• [YOUR OBJECTIVE]:
Pick out all lines in the listing holding the string "styles" and copy them.

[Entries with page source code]
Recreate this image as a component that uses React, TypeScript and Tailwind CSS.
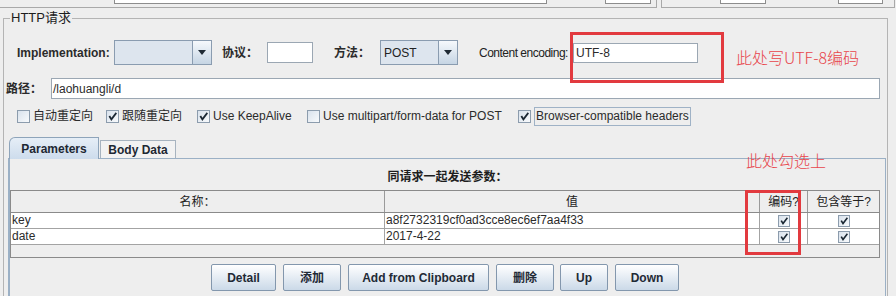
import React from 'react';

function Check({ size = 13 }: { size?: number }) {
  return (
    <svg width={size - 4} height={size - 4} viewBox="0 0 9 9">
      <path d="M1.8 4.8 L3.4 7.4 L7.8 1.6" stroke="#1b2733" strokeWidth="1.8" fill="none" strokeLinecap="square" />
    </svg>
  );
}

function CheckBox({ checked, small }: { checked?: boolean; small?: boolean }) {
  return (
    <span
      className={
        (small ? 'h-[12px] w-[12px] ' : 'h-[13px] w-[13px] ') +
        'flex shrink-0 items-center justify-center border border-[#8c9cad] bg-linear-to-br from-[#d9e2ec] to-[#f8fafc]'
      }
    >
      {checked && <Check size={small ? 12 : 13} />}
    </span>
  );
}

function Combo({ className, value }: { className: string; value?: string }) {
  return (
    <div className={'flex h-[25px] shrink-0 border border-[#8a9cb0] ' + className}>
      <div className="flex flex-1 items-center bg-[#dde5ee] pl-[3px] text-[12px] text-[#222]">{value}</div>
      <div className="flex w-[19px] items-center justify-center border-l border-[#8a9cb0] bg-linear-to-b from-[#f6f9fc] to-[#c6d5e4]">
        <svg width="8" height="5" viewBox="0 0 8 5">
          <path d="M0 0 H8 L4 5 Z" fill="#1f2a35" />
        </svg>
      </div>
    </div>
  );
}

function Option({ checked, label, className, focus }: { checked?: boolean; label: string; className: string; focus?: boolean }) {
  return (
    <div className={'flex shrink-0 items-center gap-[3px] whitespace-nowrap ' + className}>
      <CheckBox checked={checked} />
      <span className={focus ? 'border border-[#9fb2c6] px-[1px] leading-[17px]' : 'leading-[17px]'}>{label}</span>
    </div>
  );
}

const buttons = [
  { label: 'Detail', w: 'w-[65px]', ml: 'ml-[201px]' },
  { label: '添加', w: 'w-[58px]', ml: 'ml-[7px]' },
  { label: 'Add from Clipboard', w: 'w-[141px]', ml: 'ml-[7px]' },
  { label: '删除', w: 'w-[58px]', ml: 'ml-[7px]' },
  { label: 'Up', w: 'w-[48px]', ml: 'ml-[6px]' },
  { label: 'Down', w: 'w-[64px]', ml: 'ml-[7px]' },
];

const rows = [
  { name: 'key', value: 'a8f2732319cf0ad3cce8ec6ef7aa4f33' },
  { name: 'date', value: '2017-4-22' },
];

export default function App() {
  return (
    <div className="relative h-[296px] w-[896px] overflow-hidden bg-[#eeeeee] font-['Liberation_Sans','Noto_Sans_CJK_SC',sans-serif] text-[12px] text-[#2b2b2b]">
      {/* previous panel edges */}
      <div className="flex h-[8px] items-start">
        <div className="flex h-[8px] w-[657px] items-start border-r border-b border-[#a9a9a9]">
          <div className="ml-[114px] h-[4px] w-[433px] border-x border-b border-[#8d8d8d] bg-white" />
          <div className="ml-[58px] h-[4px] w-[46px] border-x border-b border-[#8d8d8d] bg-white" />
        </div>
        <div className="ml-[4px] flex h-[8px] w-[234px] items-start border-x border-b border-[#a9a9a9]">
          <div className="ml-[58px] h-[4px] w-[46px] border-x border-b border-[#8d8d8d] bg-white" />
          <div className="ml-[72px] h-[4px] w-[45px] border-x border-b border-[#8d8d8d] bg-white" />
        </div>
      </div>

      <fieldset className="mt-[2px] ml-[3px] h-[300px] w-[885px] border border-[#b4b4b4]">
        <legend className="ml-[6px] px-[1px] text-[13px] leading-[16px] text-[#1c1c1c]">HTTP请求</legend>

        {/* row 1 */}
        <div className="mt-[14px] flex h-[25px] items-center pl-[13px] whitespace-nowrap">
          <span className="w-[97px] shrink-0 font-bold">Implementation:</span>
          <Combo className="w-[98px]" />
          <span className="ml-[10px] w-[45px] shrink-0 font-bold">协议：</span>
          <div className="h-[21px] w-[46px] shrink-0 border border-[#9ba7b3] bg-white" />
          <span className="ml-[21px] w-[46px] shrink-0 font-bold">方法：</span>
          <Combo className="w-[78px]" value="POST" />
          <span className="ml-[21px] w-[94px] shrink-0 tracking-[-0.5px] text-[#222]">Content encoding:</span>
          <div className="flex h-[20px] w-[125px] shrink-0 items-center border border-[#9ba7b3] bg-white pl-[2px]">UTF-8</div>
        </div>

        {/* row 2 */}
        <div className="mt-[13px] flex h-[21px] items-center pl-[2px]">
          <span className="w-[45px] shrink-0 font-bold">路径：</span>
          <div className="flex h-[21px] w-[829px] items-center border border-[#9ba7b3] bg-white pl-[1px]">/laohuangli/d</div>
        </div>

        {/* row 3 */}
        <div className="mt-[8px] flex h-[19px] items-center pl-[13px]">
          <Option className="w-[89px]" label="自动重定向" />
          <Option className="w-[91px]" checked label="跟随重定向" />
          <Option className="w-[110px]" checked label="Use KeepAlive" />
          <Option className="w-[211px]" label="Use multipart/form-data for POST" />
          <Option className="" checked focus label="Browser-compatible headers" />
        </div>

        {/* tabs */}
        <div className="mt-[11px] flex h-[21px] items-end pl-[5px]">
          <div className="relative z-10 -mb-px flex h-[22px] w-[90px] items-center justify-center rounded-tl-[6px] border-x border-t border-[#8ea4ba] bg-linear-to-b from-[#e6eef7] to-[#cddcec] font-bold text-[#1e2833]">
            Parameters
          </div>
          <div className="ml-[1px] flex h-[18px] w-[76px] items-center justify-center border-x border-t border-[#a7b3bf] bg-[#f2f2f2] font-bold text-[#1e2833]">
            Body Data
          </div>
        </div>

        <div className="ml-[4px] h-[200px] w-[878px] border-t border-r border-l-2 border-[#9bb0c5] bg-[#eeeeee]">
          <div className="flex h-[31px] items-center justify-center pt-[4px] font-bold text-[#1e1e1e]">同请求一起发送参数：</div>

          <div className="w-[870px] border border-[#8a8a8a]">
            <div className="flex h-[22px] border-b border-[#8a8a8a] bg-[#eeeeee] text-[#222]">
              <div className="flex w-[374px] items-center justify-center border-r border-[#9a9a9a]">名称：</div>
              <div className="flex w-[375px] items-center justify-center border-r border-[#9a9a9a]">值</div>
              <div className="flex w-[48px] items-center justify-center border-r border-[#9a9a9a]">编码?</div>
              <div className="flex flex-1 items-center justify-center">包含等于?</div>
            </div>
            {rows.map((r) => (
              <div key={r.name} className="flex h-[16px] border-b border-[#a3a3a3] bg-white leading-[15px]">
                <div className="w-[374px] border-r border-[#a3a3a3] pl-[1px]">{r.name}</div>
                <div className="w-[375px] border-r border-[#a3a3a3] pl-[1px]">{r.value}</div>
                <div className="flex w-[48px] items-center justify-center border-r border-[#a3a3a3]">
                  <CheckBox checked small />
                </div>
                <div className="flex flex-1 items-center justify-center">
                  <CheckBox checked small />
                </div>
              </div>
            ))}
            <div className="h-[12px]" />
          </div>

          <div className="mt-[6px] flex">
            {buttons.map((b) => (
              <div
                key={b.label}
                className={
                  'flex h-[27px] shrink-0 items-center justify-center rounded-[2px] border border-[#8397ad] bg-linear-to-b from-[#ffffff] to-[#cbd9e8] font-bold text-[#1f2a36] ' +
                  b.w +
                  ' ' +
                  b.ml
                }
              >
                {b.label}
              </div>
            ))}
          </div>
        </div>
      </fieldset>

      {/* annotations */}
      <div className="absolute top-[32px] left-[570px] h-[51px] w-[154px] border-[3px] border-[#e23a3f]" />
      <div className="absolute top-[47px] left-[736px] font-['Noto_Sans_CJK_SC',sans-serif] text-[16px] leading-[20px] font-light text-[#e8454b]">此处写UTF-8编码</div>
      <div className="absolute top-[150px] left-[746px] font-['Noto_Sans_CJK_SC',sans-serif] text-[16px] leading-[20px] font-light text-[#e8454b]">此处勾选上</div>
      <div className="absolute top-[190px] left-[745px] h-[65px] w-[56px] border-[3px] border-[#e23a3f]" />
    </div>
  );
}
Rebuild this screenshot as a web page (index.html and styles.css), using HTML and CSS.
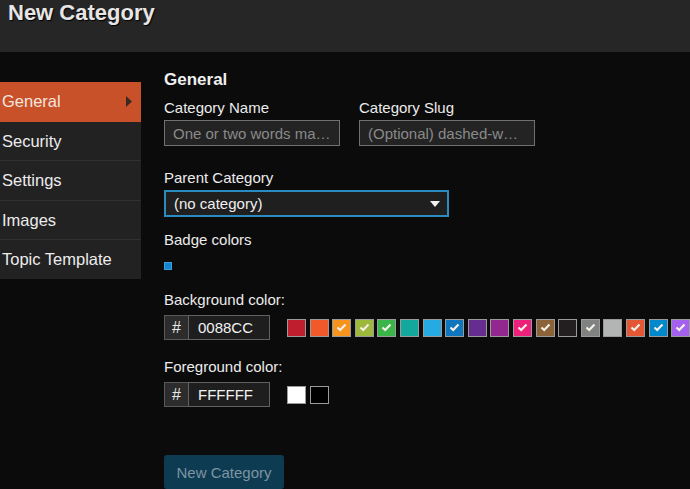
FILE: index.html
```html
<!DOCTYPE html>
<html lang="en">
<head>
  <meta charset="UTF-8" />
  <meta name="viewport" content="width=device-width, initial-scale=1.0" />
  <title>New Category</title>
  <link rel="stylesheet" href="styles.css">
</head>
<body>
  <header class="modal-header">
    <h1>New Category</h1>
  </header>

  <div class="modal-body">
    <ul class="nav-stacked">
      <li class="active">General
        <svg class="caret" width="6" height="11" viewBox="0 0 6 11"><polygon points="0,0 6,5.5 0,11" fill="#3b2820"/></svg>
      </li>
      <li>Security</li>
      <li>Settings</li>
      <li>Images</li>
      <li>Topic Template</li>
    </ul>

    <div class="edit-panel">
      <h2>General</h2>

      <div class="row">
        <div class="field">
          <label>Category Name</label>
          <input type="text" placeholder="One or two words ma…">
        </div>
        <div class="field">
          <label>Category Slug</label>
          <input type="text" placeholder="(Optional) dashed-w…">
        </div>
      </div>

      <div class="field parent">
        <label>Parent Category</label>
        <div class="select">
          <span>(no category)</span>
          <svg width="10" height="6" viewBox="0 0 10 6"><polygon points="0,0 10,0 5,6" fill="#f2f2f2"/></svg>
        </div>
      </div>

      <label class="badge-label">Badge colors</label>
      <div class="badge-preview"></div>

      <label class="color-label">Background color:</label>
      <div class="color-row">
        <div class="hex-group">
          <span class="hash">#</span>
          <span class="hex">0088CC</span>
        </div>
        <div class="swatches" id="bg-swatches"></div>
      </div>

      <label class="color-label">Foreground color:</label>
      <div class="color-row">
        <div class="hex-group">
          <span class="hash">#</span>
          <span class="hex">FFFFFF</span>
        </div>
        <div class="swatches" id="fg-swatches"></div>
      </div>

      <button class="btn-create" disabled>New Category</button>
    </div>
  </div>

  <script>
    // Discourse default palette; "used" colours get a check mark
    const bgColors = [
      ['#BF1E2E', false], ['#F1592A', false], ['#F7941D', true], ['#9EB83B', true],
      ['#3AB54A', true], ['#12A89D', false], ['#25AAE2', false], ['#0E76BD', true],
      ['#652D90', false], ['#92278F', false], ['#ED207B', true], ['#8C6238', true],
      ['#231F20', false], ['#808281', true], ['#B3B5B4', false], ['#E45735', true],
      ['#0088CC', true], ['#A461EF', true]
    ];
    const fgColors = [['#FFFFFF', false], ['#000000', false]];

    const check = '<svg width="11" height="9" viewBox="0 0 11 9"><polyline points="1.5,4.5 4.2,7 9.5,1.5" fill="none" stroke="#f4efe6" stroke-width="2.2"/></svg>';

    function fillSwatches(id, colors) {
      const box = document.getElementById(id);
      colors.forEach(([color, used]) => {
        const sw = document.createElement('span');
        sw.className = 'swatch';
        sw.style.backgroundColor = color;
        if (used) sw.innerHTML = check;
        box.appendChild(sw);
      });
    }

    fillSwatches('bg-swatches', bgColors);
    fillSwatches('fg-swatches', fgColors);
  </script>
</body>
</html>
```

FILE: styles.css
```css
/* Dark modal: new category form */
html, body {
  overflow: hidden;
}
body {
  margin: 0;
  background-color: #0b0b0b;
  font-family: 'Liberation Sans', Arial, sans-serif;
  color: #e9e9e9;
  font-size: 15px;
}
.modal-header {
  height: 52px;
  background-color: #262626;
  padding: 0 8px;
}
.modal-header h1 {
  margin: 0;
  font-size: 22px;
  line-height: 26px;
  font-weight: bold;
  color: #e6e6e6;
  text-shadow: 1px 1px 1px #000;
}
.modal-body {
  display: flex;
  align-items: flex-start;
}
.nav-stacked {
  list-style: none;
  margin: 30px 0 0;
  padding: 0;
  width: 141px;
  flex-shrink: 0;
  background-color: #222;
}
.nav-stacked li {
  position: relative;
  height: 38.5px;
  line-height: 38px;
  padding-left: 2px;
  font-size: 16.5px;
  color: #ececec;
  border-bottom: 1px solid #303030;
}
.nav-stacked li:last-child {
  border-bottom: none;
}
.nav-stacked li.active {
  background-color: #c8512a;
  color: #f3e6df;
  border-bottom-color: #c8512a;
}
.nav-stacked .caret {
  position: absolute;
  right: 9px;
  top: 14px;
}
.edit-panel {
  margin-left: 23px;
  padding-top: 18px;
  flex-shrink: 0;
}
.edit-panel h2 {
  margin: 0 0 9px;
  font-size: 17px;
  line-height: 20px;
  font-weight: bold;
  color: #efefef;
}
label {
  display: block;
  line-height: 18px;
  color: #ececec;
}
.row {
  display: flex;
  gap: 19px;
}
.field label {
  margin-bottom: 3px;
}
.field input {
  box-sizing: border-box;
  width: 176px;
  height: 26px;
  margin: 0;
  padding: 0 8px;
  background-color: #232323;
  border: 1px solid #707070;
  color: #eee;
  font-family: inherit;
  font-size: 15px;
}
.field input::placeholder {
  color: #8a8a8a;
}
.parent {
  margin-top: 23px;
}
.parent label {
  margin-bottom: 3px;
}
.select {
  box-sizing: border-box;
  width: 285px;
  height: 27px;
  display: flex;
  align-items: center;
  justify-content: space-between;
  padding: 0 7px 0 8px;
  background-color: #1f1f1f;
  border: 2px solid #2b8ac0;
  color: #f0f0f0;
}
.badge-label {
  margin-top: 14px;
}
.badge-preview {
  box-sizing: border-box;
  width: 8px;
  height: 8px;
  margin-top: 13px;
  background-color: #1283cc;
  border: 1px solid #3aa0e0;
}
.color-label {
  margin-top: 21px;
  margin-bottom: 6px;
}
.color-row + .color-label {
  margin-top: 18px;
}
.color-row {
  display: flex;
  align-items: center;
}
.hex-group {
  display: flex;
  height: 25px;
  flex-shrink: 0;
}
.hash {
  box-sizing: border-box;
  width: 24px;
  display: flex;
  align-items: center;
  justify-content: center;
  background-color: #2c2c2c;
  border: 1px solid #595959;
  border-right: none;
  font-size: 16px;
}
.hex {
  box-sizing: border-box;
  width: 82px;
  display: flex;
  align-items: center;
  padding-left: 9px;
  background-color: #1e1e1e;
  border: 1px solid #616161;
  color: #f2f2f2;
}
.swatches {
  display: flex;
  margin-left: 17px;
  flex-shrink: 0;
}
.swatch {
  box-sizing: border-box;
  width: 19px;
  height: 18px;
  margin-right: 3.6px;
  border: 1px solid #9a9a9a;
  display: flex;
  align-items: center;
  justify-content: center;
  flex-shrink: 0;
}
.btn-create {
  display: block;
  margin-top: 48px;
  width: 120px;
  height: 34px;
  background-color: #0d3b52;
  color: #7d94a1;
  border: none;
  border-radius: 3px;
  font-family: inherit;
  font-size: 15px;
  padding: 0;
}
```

• [RESULT OF THE TASK]:
Rebuild this screenshot as a web page (index.html and styles.css), using HTML and CSS.
  <link rel="stylesheet" href="styles.css">
FILE: styles.css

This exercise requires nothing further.